BEGIN Supplied records

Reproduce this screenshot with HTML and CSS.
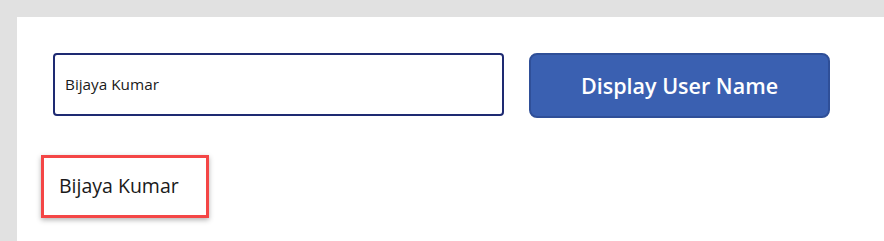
FILE: index.html
```html
<!DOCTYPE html>
<html>
<head>
<meta charset="utf-8">
<link rel="stylesheet" href="styles.css">
</head>
<body>
<div class="card">
  <div class="row">
    <div class="text-input">Bijaya Kumar</div>
    <button class="btn">Display User Name</button>
  </div>
  <div class="label">Bijaya Kumar</div>
</div>
</body>
</html>
```
FILE: styles.css
```css
html, body {
  margin: 0;
  padding: 0;
  height: 100%;
}
body {
  background: #e1e1e1;
  font-family: "Open Sans", "Noto Sans", sans-serif;
  overflow: hidden;
}
.card {
  background: #ffffff;
  margin: 17px 0 0 17px;
  height: calc(100% - 17px);
  padding: 36px 0 0 24px;
  box-sizing: border-box;
}
.row {
  display: flex;
  align-items: flex-start;
  gap: 25px;
  padding-left: 12px;
}
.text-input {
  width: 451px;
  height: 63px;
  box-sizing: border-box;
  border: 2px solid #1e2a72;
  border-radius: 4px;
  display: flex;
  align-items: center;
  padding-left: 10px;
  padding-bottom: 1px;
  font-size: 15.3px;
  color: #1a1a1a;
}
.btn {
  width: 301px;
  height: 65px;
  box-sizing: border-box;
  background: #3a60b1;
  border: 2px solid #2f4f98;
  border-radius: 8px;
  color: #ffffff;
  font-family: "Open Sans", "Noto Sans", sans-serif;
  font-weight: 600;
  font-size: 21.5px;
  padding: 0;
}
.label {
  margin-top: 37px;
  width: 168px;
  height: 63px;
  box-sizing: border-box;
  border: 3px solid #f44646;
  box-shadow: 0 2px 5px rgba(0, 0, 0, 0.3);
  display: flex;
  align-items: center;
  padding-left: 15px;
  padding-bottom: 2px;
  font-size: 19.5px;
  color: #1a1a1a;
}
```
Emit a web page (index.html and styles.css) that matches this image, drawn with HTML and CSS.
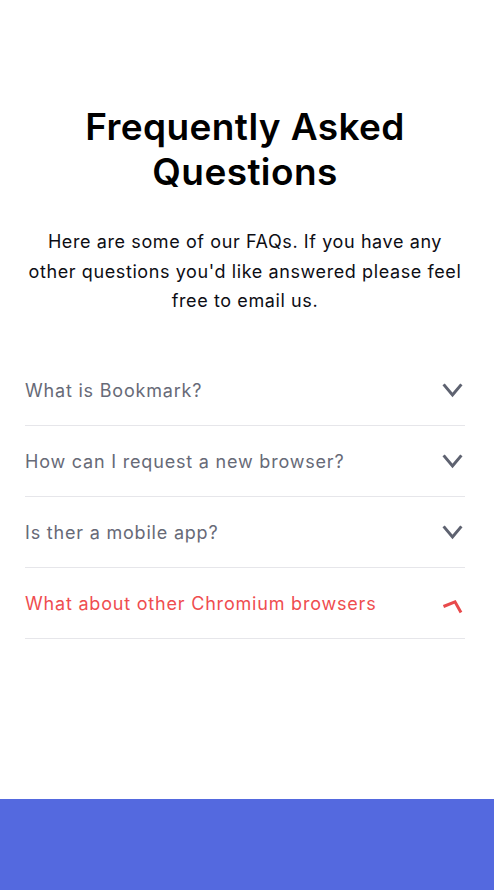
FILE: index.html
```html
<!DOCTYPE html>
<html lang="en">
<head>
<meta charset="utf-8">
<title>FAQ</title>
<link rel="stylesheet" href="styles.css">
</head>
<body>
<main class="page">
  <section class="faq">
    <h2 class="faq-title">Frequently Asked Questions</h2>
    <p class="faq-intro">Here are some of our FAQs. If you have any other questions you'd like answered please feel free to email us.</p>
    <ul class="faq-list">
      <li class="faq-item">
        <span class="faq-q">What is Bookmark?</span>
        <svg class="faq-icon" width="24" height="24" viewBox="0 0 24 24"><polyline points="2.6,6.4 11.5,17 20.4,6.4" fill="none" stroke="#5e6270" stroke-width="3"/></svg>
      </li>
      <li class="faq-item">
        <span class="faq-q">How can I request a new browser?</span>
        <svg class="faq-icon" width="24" height="24" viewBox="0 0 24 24"><polyline points="2.6,6.4 11.5,17 20.4,6.4" fill="none" stroke="#5e6270" stroke-width="3"/></svg>
      </li>
      <li class="faq-item">
        <span class="faq-q">Is ther a mobile app?</span>
        <svg class="faq-icon" width="24" height="24" viewBox="0 0 24 24"><polyline points="2.6,6.4 11.5,17 20.4,6.4" fill="none" stroke="#5e6270" stroke-width="3"/></svg>
      </li>
      <li class="faq-item is-open">
        <span class="faq-q">What about other Chromium browsers</span>
        <svg class="faq-icon" width="24" height="24" viewBox="0 0 24 24"><polyline points="2.5,15.5 14,10.8 20,21.5" fill="none" stroke="#e84a4c" stroke-width="3"/></svg>
      </li>
    </ul>
  </section>
  <footer class="band"></footer>
</main>
</body>
</html>
```
FILE: styles.css
```css
* { box-sizing: border-box; }
html, body { margin: 0; padding: 0; background: #fff; overflow: hidden; }
body { font-family: Inter, "Liberation Sans", sans-serif; color: #111; }
.page { display: flex; flex-direction: column; height: 890px; }
.faq {
  flex: 1;
  width: 440px;
  margin-left: 25px;
  padding-top: 104px;
}
.faq-title {
  margin: 0;
  font-size: 37px;
  font-weight: 600;
  line-height: 45px;
  letter-spacing: 0.4px;
  text-align: center;
  color: #000;
}
.faq-intro {
  margin: 33px 0 0;
  font-size: 18px;
  line-height: 29.5px;
  letter-spacing: 0.6px;
  text-align: center;
  color: #0d0d14;
}
.faq-list {
  list-style: none;
  margin: 39.5px 0 0;
  padding: 0;
}
.faq-item {
  display: flex;
  align-items: center;
  justify-content: space-between;
  height: 71px;
  border-bottom: 1px solid #e6e6ea;
}
.faq-q {
  font-size: 18px;
  line-height: 29px;
  letter-spacing: 0.8px;
  color: #676a77;
  padding-top: 1px;
}
.faq-icon { overflow: visible; }
.is-open .faq-q { color: #ef4d4f; }
.band {
  height: 91px;
  background: #5469df;
  margin-right: 2px;
}
```
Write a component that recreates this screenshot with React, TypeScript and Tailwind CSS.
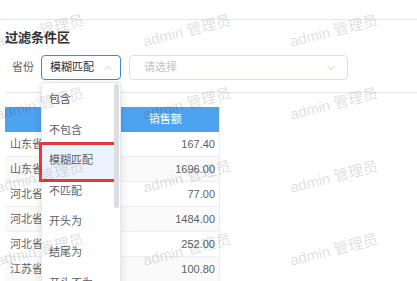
import { ChevronDown, ChevronUp } from "lucide-react";

const rows = [
  { p: "山东省", v: "167.40" },
  { p: "山东省", v: "1696.00" },
  { p: "河北省", v: "77.00" },
  { p: "河北省", v: "1484.00" },
  { p: "河北省", v: "252.00" },
  { p: "江苏省", v: "100.80" },
];

const options = ["包含", "不包含", "模糊匹配", "不匹配", "开头为", "结尾为", "开头不为"];

const font = "font-['Liberation_Sans','Noto_Sans_CJK_SC',sans-serif]";

export default function App() {
  return (
    <div className={`relative h-[281px] w-[417px] overflow-hidden bg-white ${font}`}>
      <div className="h-[20px] border-b border-[#e4e7ed]" />
      <div className="pl-[5px]">
        <div className="mt-[8px] h-[20px] text-[13px] font-bold leading-[20px] text-[#303133]">
          过滤条件区
        </div>

        <div className="mt-[7px] flex h-[25px] items-center">
          <span className="w-[36px] pl-[7px] text-[11px] text-[#606266]">省份</span>
          <div className="flex h-[25px] w-[80px] items-center justify-between rounded-[4px] border border-[#3f86e0] pl-[8px] pr-[6px]">
            <span className="text-[11px] text-[#303133]">模糊匹配</span>
            <ChevronUp size={12} strokeWidth={1.5} className="text-[#b4b8bf]" />
          </div>
          <div className="ml-[8px] flex h-[25px] w-[219px] items-center justify-between rounded-[4px] border border-[#dcdfe6] pl-[14px] pr-[10px]">
            <span className="text-[11px] text-[#c0c4cc]">请选择</span>
            <ChevronDown size={12} strokeWidth={1.5} className="text-[#b4b8bf]" />
          </div>
        </div>

        <div className="mt-[12px] border-t border-[#e4e7ed]" />

        <div className="mt-[14px] w-[215px] border-r border-[#ebeef5] text-[11px] text-[#606266]">
          <div className="flex h-[25px] items-center bg-[#4ea3f1] text-white">
            <div className="w-[107px] text-center">省份</div>
            <div className="w-[108px] text-center">销售额</div>
          </div>
          {rows.map((r, i) => (
            <div
              key={i}
              className={`flex h-[25px] items-center border-b border-[#ebeef5] ${i % 2 === 1 ? "bg-[#fafafa]" : "bg-white"}`}
            >
              <div className="w-[107px] pl-[5px]">{r.p}</div>
              <div className="w-[108px] pr-[4px] text-right">{r.v}</div>
            </div>
          ))}
        </div>
      </div>

      {/* 下拉面板 */}
      <div className="absolute left-[41px] top-[82px] h-[220px] w-[80px] rounded-[4px] border border-[#e4e7ed] bg-white pt-[1px] shadow-[0_2px_10px_rgba(0,0,0,0.12)]">
        <div className="absolute left-[-3px] top-[59px] h-[40px] w-[78px] border-[3px] border-[#e53935] bg-[#edf3fe]" />
        {options.map((o) => (
          <div key={o} className="relative flex h-[30.6px] items-center pl-[7px] text-[11px] text-[#606266]">
            {o}
          </div>
        ))}
        <div className="absolute right-[1px] top-[1px] h-[124px] w-[5px] rounded-full bg-[#dcdde0]" />
      </div>

      {/* 水印 */}
      <div className="pointer-events-none absolute left-[-33px] top-[-5px] grid grid-cols-[repeat(4,147px)] auto-rows-[73px]">
        {Array.from({ length: 16 }).map((_, i) => (
          <div key={i} className="flex items-center justify-center">
            <span className="-rotate-[14deg] whitespace-nowrap text-[15px] text-black/15">
              admin 管理员
            </span>
          </div>
        ))}
      </div>
    </div>
  );
}
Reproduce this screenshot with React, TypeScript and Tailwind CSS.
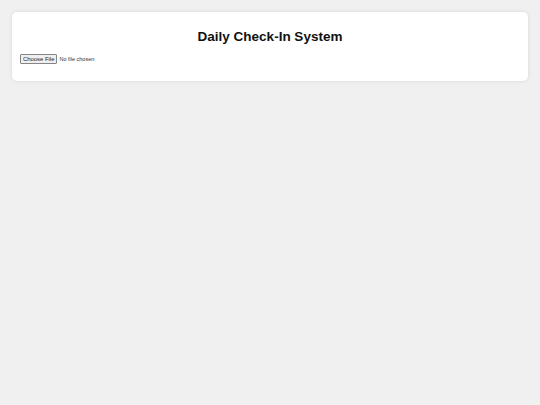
export default function App() {
  return (
    <div className="min-h-screen bg-[#f0f0f0] p-3 font-['Liberation_Sans',Arial,sans-serif] text-black">
      <div className="rounded-[5px] bg-white px-2 pt-[17px] pb-[17px] shadow-[0_0_4px_rgba(0,0,0,0.1)]">
        <h1 className="text-center text-[13.5px] leading-4 font-bold text-[#111]">Daily Check-In System</h1>
        <div className="mt-[9px] flex items-center text-[5.9px] leading-[7px]">
          <span className="rounded-[1px] border border-[#858585] bg-[#efefef] px-[2px] py-[0.5px] text-[#222]">
            Choose File
          </span>
          <span className="ml-[2px] text-[5.5px] text-[#333]">No file chosen</span>
        </div>
      </div>
    </div>
  );
}
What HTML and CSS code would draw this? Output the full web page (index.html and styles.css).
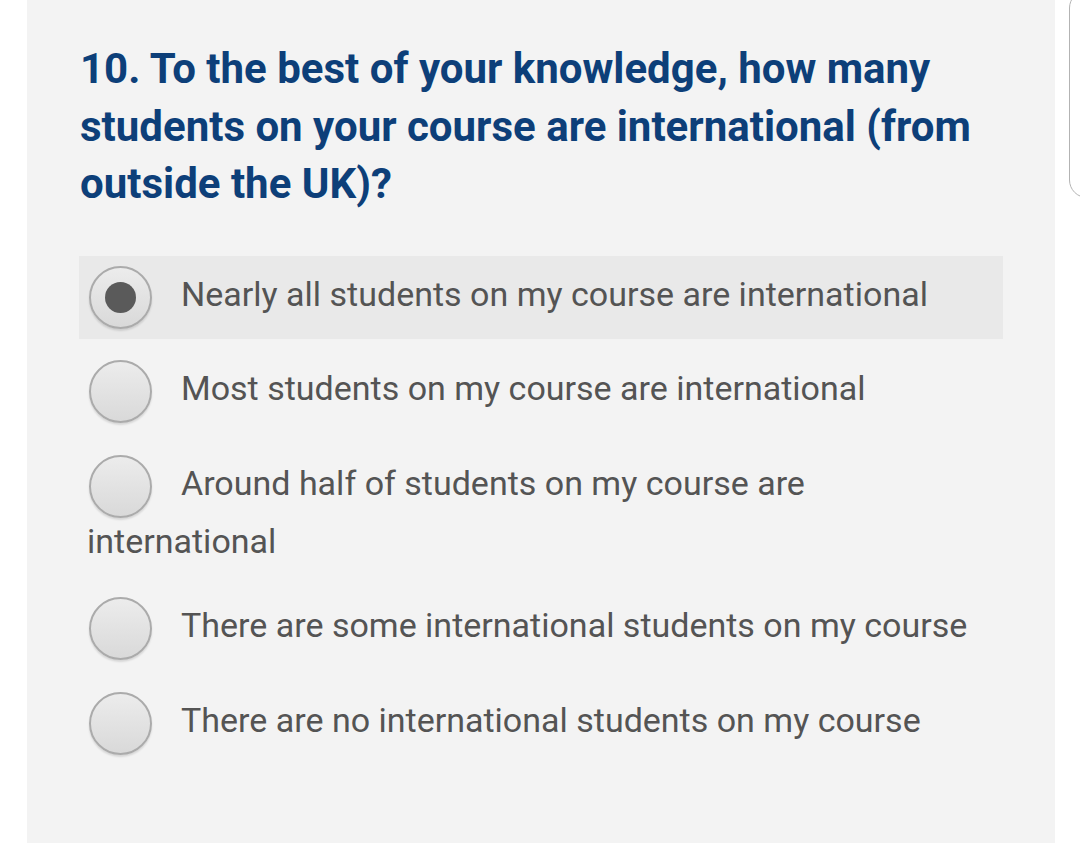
FILE: index.html
```html
<!DOCTYPE html>
<html lang="en">
<head>
<meta charset="utf-8">
<title>Survey question 10</title>
<link rel="stylesheet" href="styles.css">
</head>
<body>
<div class="panel">
  <h2 class="question">10. To the best of your knowledge, how many students on your course are international (from outside the UK)?</h2>
  <div class="options">
    <label class="option selected"><span class="radio"><span class="dot"></span></span>Nearly all students on my course are international</label>
    <label class="option"><span class="radio"></span>Most students on my course are international</label>
    <label class="option"><span class="radio"></span>Around half of students on my course are international</label>
    <label class="option"><span class="radio"></span>There are some international students on my course</label>
    <label class="option"><span class="radio"></span>There are no international students on my course</label>
  </div>
</div>
<div class="scroll-thumb"></div>
</body>
</html>
```

FILE: styles.css
```css
html, body {
  margin: 0;
  padding: 0;
  background: #ffffff;
  overflow: hidden;
  height: 843px;
}

.panel {
  margin-left: 27px;
  width: 1028px;
  height: 843px;
  box-sizing: border-box;
  background: #f3f3f3;
  padding: 40px 52px 0 52px;
}

.question {
  margin: 0 0 43px 1px;
  font-family: Roboto, "Liberation Sans", sans-serif;
  font-weight: 700;
  font-size: 42px;
  line-height: 57.5px;
  color: #0d3f79;
}

.options {
  display: flex;
  flex-direction: column;
  gap: 11.75px;
}

.option {
  display: block;
  padding: 10px 8px;
  font-family: Roboto, "Liberation Sans", sans-serif;
  font-size: 34px;
  line-height: 47px;
  color: #545454;
}

.option.selected {
  background: #e9e9e9;
}

.radio {
  display: inline-flex;
  align-items: center;
  justify-content: center;
  vertical-align: middle;
  width: 59px;
  height: 59px;
  margin: 0 29px 0 2px;
  border: 2px solid #ababab;
  border-radius: 50%;
  background: linear-gradient(#ececec, #d9d9d9);
  box-shadow: 0 2px 2px rgba(0, 0, 0, 0.12);
}

.dot {
  width: 31px;
  height: 31px;
  border-radius: 50%;
  background: #5a5a5a;
}

.scroll-thumb {
  position: fixed;
  top: -10px;
  left: 1069px;
  width: 40px;
  height: 208px;
  box-sizing: border-box;
  border: 1.5px solid #b3b3b3;
  border-radius: 18px;
}
```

END Supplied records

## [What to produce]
Find "with". Copy every line it occurs in.

## [Correct response]
Reproduce this screenshot with HTML and CSS.
Emit a web page (index.html and styles.css) that matches this image, drawn with HTML and CSS.
Write a component that recreates this screenshot with React, TypeScript and Tailwind CSS.
Reproduce this screenshot with React, TypeScript and Tailwind CSS.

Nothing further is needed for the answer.